To run AnalyticDB for Spark tasks in DataWorks, bind an AnalyticDB for MySQL cluster as an AnalyticDB for Spark computing resource. Once bound, the computing resource is available for task development in Data Studio.
Prerequisites
Before you begin, make sure you have:
-
An AnalyticDB for MySQL cluster with an interactive resource group of the Spark engine type. The cluster must be in the same region as your DataWorks workspace. If they are in different regions, the binding will fail.
-
A DataWorks workspace set to use Data Studio (New Version). Your RAM user must be a workspace member with the Workspace Administrator role.
-
A resource group associated with the workspace, in the same virtual private cloud (VPC) as the AnalyticDB for MySQL cluster. The resource group's IP address must be added to the cluster's whitelist.
-
Serverless resource group: Verify that the AnalyticDB for Spark computing resource can connect to the Serverless resource group.
-
Exclusive resource group: Verify that the computing resource can connect to the exclusive resource group for scheduling.
-
Limitations
Supported regions: China (Hangzhou), China (Shanghai), China (Beijing), China (Shenzhen), China (Hong Kong), Japan (Tokyo), Singapore, Malaysia (Kuala Lumpur), and Indonesia (Jakarta).
Required permissions:
| User | Required permissions |
|---|---|
| Alibaba Cloud account | No additional authorization required |
| RAM user/RAM role | DataWorks: The O&M or Workspace Administrator role, or the AliyunDataWorksFullAccess permission. See Grant workspace administrator permissions. AnalyticDB for MySQL: The AliyunADBFullAccess policy, required to create a database in the cluster during this process. |
Bind an AnalyticDB for Spark computing resource
-
Log on to the DataWorks console. In the top navigation bar, switch to the target region. In the left navigation pane, choose More > Management Center, then select your workspace and click Go To Management Center.
-
In the left navigation pane, click Computing Resources.
-
On the Computing Resources page, click Associate Computing Resource.
-
On the Associate Computing Resource page, set the computing resource type to AnalyticDB for Spark. The Associate AnalyticDB For Spark Computing Resource configuration page opens.
-
Configure the computing resource parameters.

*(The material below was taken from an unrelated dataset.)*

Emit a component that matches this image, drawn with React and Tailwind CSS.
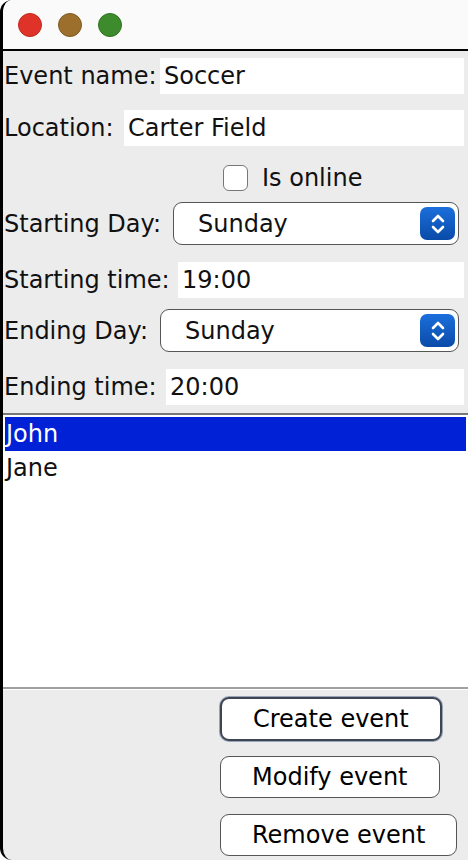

Parameter Description Example Configuration Mode Only Alibaba Cloud Instance Pattern is supported. Alibaba Cloud Instance Pattern Alibaba Cloud Account Only Current Alibaba Cloud Account is supported. Current Alibaba Cloud Account Instance Select the AnalyticDB for MySQL cluster to bind. To create a new cluster, click New in the drop-down menu. The cluster must have an interactive resource group with the engine type set to Spark. my-adb-cluster Database Name The name of the database in the AnalyticDB for MySQL cluster. spark_db Computing Resource Instance Name A custom name for this computing resource. At runtime, you can select the computing resource for a task based on this name. adb-spark-prod -
In the Connection Configuration section, select the resource group that DataWorks uses to run AnalyticDB for Spark tasks, then click Test Network Connectivity to verify that the resource group can reach the cluster. For troubleshooting, see Network connectivity solutions.
-
Click OK.
The computing resource is now available. DataWorks also automatically syncs a new AnalyticDB for Spark data source with the same name to the Data Sources section of your workspace.
What's next
In Data Studio, use the computing resource you just bound to develop ADB Spark node tasks and ADB Spark SQL node tasks.